Likewise, there’s a reason so many historians are interested in the leisure and consumerism—you can see them scale rapidly in the last two centuries. It’s not that modern capitalism invented fun or greed, but it certainly expanded the options for both. Things we take for granted—the 40-hour work week, weekends, mass produced goods—weren’t just non-existent prior to the Industrial Revolution, they were unimaginable to peasants and other common folk. Our ancestors certainly had their own understanding of work, leisure, and consumption, but we might have to look closely to recognize it—and to check our chronological snobbery not to titter at it.
Wilderness and Landscapes
As an avid hiker, I think of myself as someone who seeks out adventure in the wilderness. But it’s only wilderness in a limited sense. I visit parks, follow trails, and camp at established sites. When Europeans arrived in America, the woods represented something wild, fearful, untamed. They feared the woods as a dark, dangerous, and uncontrolled space (see Into the American Woods by James Merrell).

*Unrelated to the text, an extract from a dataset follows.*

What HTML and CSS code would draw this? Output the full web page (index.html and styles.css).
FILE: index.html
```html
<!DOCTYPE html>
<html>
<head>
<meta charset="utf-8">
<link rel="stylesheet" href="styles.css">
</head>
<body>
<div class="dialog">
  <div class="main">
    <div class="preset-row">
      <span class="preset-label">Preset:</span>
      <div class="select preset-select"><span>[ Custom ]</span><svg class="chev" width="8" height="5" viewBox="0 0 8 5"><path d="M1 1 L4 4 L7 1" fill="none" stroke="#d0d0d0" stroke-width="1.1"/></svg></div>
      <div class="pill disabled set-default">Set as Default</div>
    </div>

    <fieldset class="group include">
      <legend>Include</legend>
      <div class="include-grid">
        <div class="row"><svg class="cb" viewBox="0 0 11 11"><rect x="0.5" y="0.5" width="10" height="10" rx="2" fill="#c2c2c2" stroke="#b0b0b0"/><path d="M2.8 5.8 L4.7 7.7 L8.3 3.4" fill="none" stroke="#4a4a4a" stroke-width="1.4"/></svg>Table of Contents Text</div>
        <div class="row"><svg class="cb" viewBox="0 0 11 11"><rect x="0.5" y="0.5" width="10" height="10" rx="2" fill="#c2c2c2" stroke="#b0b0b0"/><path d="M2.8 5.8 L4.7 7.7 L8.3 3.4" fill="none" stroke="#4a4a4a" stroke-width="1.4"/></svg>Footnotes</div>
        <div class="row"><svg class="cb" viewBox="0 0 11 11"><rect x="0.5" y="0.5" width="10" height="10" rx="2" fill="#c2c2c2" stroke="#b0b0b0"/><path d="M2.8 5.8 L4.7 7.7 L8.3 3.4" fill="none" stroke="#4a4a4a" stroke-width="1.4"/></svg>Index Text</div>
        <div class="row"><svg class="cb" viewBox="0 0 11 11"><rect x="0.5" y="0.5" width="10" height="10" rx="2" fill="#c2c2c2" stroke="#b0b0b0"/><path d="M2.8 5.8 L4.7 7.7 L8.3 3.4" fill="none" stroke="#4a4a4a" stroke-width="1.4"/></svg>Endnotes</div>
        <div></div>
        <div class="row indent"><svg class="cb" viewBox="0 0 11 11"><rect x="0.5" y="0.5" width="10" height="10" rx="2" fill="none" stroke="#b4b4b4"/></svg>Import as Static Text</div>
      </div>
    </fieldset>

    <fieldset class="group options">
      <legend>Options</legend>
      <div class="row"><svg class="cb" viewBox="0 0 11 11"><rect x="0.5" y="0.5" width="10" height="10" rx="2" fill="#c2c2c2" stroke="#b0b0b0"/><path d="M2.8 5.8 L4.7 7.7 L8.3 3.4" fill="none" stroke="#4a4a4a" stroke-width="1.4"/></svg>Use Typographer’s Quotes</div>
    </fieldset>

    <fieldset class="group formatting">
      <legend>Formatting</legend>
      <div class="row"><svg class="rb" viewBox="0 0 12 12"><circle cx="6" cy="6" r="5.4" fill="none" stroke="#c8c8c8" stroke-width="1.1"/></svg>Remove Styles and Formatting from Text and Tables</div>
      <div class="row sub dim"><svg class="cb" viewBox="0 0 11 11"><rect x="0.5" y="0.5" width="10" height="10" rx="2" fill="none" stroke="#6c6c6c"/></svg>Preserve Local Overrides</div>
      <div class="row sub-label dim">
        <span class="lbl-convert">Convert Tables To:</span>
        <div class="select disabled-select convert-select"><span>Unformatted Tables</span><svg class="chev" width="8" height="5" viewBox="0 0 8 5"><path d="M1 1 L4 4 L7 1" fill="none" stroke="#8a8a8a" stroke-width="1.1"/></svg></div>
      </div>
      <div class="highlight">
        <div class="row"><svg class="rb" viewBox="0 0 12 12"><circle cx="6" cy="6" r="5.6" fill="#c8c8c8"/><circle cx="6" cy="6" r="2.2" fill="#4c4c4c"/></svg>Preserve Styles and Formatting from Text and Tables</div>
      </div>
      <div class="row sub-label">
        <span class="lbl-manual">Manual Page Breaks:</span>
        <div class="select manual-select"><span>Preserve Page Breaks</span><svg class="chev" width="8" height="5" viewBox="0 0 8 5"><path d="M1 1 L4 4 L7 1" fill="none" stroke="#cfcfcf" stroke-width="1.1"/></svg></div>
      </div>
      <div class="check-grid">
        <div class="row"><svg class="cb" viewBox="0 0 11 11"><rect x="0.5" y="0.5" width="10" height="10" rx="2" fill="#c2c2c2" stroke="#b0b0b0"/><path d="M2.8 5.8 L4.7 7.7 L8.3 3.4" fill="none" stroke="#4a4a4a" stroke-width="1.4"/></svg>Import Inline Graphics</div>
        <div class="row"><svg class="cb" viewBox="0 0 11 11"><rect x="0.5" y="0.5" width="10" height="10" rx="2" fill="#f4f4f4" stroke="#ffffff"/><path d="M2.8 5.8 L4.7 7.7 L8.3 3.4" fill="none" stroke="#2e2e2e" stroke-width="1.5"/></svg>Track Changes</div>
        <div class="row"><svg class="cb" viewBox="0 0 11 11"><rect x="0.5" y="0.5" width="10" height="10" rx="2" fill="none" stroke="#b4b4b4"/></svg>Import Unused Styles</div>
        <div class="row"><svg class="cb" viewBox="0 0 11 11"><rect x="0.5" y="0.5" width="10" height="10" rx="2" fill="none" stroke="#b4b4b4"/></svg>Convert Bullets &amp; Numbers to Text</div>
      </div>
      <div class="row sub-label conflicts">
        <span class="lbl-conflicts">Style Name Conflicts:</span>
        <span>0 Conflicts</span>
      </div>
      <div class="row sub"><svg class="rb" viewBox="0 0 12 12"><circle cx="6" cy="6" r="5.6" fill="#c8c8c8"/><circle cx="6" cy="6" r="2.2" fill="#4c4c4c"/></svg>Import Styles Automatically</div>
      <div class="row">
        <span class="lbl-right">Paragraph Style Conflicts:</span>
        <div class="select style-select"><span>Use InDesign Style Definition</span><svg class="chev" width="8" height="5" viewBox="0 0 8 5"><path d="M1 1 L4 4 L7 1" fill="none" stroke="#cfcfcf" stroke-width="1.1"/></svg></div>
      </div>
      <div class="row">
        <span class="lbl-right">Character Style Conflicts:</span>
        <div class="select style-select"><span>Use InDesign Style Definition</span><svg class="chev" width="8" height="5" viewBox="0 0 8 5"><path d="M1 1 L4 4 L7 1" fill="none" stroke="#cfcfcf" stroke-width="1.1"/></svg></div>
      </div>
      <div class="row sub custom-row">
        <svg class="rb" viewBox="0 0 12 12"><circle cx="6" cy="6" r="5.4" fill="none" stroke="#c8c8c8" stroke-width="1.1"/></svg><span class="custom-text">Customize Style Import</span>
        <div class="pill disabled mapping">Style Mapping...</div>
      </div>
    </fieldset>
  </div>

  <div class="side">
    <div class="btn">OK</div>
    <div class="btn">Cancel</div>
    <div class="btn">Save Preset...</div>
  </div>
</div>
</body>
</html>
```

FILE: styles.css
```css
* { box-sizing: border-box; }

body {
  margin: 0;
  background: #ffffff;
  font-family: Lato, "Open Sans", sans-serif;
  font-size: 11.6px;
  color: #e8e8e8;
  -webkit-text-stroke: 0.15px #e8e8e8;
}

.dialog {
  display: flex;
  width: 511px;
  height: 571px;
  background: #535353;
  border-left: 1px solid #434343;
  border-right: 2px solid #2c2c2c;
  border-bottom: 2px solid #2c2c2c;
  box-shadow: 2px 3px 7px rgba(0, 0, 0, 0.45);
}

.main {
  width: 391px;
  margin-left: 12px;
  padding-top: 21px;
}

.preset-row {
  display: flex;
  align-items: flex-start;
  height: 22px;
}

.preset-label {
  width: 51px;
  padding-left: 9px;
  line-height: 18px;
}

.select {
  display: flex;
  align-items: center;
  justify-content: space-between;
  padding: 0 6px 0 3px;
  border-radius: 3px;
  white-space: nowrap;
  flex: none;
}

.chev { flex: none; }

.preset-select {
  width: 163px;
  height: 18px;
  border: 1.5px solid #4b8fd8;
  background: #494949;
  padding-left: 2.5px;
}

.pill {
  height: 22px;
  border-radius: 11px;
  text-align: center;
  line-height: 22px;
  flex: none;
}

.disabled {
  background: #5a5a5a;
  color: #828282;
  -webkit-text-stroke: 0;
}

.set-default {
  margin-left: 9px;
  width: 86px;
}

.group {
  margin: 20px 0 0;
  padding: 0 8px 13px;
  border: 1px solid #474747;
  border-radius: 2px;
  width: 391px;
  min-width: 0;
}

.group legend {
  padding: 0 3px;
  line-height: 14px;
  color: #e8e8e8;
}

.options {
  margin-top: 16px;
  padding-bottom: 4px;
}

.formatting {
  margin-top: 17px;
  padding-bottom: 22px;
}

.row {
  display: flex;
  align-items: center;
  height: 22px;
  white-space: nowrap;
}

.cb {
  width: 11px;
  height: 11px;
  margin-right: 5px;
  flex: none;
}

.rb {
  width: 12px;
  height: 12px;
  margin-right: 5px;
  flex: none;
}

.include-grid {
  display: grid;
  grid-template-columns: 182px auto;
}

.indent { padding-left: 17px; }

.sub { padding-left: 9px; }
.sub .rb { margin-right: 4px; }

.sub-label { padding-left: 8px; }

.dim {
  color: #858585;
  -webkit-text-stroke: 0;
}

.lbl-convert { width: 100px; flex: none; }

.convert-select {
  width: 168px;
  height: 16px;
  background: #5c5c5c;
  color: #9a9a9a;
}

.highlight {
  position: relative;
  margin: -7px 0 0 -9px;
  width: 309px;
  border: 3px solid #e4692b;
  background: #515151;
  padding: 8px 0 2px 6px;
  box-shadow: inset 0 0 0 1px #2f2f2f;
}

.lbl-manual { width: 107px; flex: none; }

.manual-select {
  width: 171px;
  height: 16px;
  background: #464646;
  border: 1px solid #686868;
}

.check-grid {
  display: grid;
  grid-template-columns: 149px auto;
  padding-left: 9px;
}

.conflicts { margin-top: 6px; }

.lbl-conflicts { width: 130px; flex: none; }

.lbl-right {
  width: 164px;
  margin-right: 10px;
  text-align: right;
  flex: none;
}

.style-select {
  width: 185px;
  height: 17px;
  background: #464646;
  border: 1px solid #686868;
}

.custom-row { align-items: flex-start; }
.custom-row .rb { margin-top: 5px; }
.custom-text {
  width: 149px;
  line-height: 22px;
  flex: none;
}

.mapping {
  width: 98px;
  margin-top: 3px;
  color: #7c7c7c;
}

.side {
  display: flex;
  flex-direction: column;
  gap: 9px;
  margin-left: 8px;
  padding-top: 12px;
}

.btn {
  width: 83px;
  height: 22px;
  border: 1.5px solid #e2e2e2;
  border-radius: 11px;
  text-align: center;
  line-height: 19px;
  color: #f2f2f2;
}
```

Far from the parks we have today, stretches of vast wilderness were significantly harder to navigate. The woods may have been less foreign to indigenous peoples, but they too created trails to pursuit game or shape the landscape in more dramatic ways.
True wilderness is now extinct in most of the world today. When we think rural spaces, we often imagine agricultural landscapes like Lancaster County and struggle to picture its prior incarnation as Penn’s Woods. It’s likewise difficult to imagine New York City as a wooded and hilly wilderness that inspired the Lenape word that became Manhattan, or how its nickname Gotham—now indelibly an urban descriptor thanks to Batman—came from the Dutch for goat home. Where our imagination fails, the associations we have with these placenames shift.
Change over Time
Uniting these tricky concepts is our struggle to understand change over time, both in language and systems. This is natural. We don’t know what we don’t know. And if we can’t know anything, how can we make sense of the past? The best shot we have is to have a bit of historical humility.